▶ EXERCISE DESCRIPTION: Reproduce each line of the material exactly, minus any picture.

▶ SOURCE MATERIAL:
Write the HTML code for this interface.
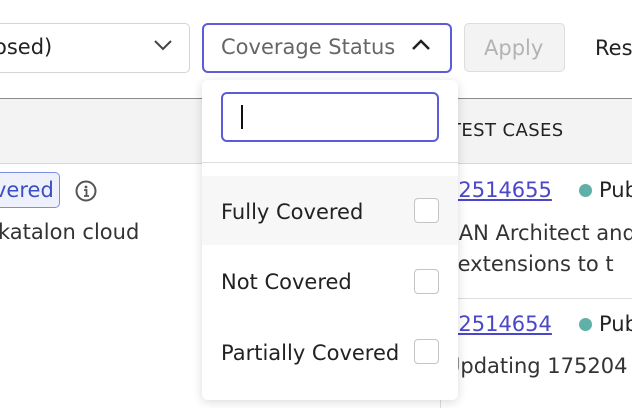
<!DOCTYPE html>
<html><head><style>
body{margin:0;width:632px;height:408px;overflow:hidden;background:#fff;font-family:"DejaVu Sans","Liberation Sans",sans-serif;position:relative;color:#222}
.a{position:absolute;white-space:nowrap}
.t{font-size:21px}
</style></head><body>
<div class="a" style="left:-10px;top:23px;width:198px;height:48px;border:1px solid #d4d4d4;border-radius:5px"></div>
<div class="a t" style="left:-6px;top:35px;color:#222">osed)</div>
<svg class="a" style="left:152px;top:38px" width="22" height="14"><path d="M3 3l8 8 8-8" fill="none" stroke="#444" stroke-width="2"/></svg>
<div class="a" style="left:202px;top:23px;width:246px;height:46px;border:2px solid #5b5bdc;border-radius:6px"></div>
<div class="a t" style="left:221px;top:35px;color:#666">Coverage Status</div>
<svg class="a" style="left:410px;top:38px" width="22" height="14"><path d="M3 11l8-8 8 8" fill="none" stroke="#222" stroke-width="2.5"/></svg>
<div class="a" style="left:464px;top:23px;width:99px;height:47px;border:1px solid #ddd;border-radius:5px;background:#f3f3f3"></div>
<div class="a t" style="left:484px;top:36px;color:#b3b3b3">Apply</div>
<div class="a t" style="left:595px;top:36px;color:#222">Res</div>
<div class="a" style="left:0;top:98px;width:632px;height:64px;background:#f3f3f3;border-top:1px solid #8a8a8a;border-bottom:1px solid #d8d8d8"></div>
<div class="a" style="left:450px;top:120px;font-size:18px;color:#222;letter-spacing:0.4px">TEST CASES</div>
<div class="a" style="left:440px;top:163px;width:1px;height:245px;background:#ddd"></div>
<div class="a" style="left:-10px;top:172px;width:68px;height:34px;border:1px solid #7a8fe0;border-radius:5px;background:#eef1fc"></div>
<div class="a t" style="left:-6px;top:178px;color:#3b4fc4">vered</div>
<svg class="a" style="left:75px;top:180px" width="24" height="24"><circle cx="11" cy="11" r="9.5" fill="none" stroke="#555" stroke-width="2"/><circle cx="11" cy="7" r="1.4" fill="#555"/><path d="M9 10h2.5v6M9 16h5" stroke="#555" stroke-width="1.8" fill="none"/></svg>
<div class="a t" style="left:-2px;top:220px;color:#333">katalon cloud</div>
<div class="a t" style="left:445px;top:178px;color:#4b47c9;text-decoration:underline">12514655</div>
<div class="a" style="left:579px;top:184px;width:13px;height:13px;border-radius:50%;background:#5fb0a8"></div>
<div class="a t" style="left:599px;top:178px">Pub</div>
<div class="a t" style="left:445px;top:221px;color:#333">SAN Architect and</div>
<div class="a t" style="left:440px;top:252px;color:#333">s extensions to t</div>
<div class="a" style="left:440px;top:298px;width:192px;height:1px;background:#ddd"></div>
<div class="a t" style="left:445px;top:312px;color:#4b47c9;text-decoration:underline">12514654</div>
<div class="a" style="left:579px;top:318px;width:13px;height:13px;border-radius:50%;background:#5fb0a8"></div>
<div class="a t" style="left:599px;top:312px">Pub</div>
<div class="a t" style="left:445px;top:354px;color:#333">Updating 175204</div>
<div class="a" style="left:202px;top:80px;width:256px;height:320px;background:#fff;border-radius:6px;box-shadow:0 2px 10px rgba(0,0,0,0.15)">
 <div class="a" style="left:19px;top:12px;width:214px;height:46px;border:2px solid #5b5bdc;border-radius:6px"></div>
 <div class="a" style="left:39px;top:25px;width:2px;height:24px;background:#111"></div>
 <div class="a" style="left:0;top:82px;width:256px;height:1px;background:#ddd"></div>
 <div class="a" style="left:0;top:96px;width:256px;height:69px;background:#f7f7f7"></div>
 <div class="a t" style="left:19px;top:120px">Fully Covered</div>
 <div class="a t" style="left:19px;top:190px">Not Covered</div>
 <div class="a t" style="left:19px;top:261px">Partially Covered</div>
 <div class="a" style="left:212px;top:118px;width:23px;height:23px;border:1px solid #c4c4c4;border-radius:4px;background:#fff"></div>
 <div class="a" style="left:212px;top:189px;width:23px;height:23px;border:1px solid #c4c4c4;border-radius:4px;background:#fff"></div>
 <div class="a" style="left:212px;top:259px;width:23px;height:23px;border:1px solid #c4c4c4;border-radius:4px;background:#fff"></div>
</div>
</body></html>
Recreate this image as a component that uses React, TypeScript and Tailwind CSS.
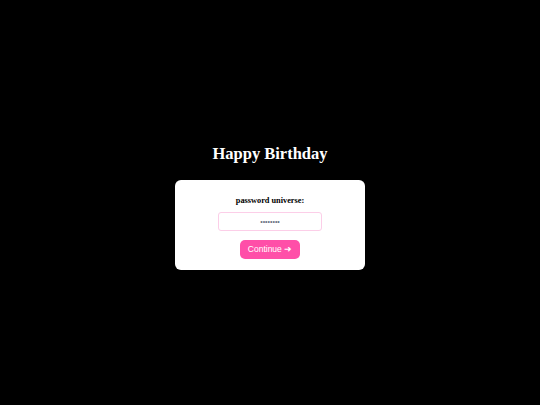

▶ RESPONSE:
Write the HTML code for this interface.
<!DOCTYPE html>
<html><head><style>
body{margin:0;width:632px;height:408px;overflow:hidden;background:#fff;font-family:"DejaVu Sans","Liberation Sans",sans-serif;position:relative;color:#222}
.a{position:absolute;white-space:nowrap}
.t{font-size:21px}
</style></head><body>
<div class="a" style="left:-10px;top:23px;width:198px;height:48px;border:1px solid #d4d4d4;border-radius:5px"></div>
<div class="a t" style="left:-6px;top:35px;color:#222">osed)</div>
<svg class="a" style="left:152px;top:38px" width="22" height="14"><path d="M3 3l8 8 8-8" fill="none" stroke="#444" stroke-width="2"/></svg>
<div class="a" style="left:202px;top:23px;width:246px;height:46px;border:2px solid #5b5bdc;border-radius:6px"></div>
<div class="a t" style="left:221px;top:35px;color:#666">Coverage Status</div>
<svg class="a" style="left:410px;top:38px" width="22" height="14"><path d="M3 11l8-8 8 8" fill="none" stroke="#222" stroke-width="2.5"/></svg>
<div class="a" style="left:464px;top:23px;width:99px;height:47px;border:1px solid #ddd;border-radius:5px;background:#f3f3f3"></div>
<div class="a t" style="left:484px;top:36px;color:#b3b3b3">Apply</div>
<div class="a t" style="left:595px;top:36px;color:#222">Res</div>
<div class="a" style="left:0;top:98px;width:632px;height:64px;background:#f3f3f3;border-top:1px solid #8a8a8a;border-bottom:1px solid #d8d8d8"></div>
<div class="a" style="left:450px;top:120px;font-size:18px;color:#222;letter-spacing:0.4px">TEST CASES</div>
<div class="a" style="left:440px;top:163px;width:1px;height:245px;background:#ddd"></div>
<div class="a" style="left:-10px;top:172px;width:68px;height:34px;border:1px solid #7a8fe0;border-radius:5px;background:#eef1fc"></div>
<div class="a t" style="left:-6px;top:178px;color:#3b4fc4">vered</div>
<svg class="a" style="left:75px;top:180px" width="24" height="24"><circle cx="11" cy="11" r="9.5" fill="none" stroke="#555" stroke-width="2"/><circle cx="11" cy="7" r="1.4" fill="#555"/><path d="M9 10h2.5v6M9 16h5" stroke="#555" stroke-width="1.8" fill="none"/></svg>
<div class="a t" style="left:-2px;top:220px;color:#333">katalon cloud</div>
<div class="a t" style="left:445px;top:178px;color:#4b47c9;text-decoration:underline">12514655</div>
<div class="a" style="left:579px;top:184px;width:13px;height:13px;border-radius:50%;background:#5fb0a8"></div>
<div class="a t" style="left:599px;top:178px">Pub</div>
<div class="a t" style="left:445px;top:221px;color:#333">SAN Architect and</div>
<div class="a t" style="left:440px;top:252px;color:#333">s extensions to t</div>
<div class="a" style="left:440px;top:298px;width:192px;height:1px;background:#ddd"></div>
<div class="a t" style="left:445px;top:312px;color:#4b47c9;text-decoration:underline">12514654</div>
<div class="a" style="left:579px;top:318px;width:13px;height:13px;border-radius:50%;background:#5fb0a8"></div>
<div class="a t" style="left:599px;top:312px">Pub</div>
<div class="a t" style="left:445px;top:354px;color:#333">Updating 175204</div>
<div class="a" style="left:202px;top:80px;width:256px;height:320px;background:#fff;border-radius:6px;box-shadow:0 2px 10px rgba(0,0,0,0.15)">
 <div class="a" style="left:19px;top:12px;width:214px;height:46px;border:2px solid #5b5bdc;border-radius:6px"></div>
 <div class="a" style="left:39px;top:25px;width:2px;height:24px;background:#111"></div>
 <div class="a" style="left:0;top:82px;width:256px;height:1px;background:#ddd"></div>
 <div class="a" style="left:0;top:96px;width:256px;height:69px;background:#f7f7f7"></div>
 <div class="a t" style="left:19px;top:120px">Fully Covered</div>
 <div class="a t" style="left:19px;top:190px">Not Covered</div>
 <div class="a t" style="left:19px;top:261px">Partially Covered</div>
 <div class="a" style="left:212px;top:118px;width:23px;height:23px;border:1px solid #c4c4c4;border-radius:4px;background:#fff"></div>
 <div class="a" style="left:212px;top:189px;width:23px;height:23px;border:1px solid #c4c4c4;border-radius:4px;background:#fff"></div>
 <div class="a" style="left:212px;top:259px;width:23px;height:23px;border:1px solid #c4c4c4;border-radius:4px;background:#fff"></div>
</div>
</body></html>
Recreate this image as a component that uses React, TypeScript and Tailwind CSS.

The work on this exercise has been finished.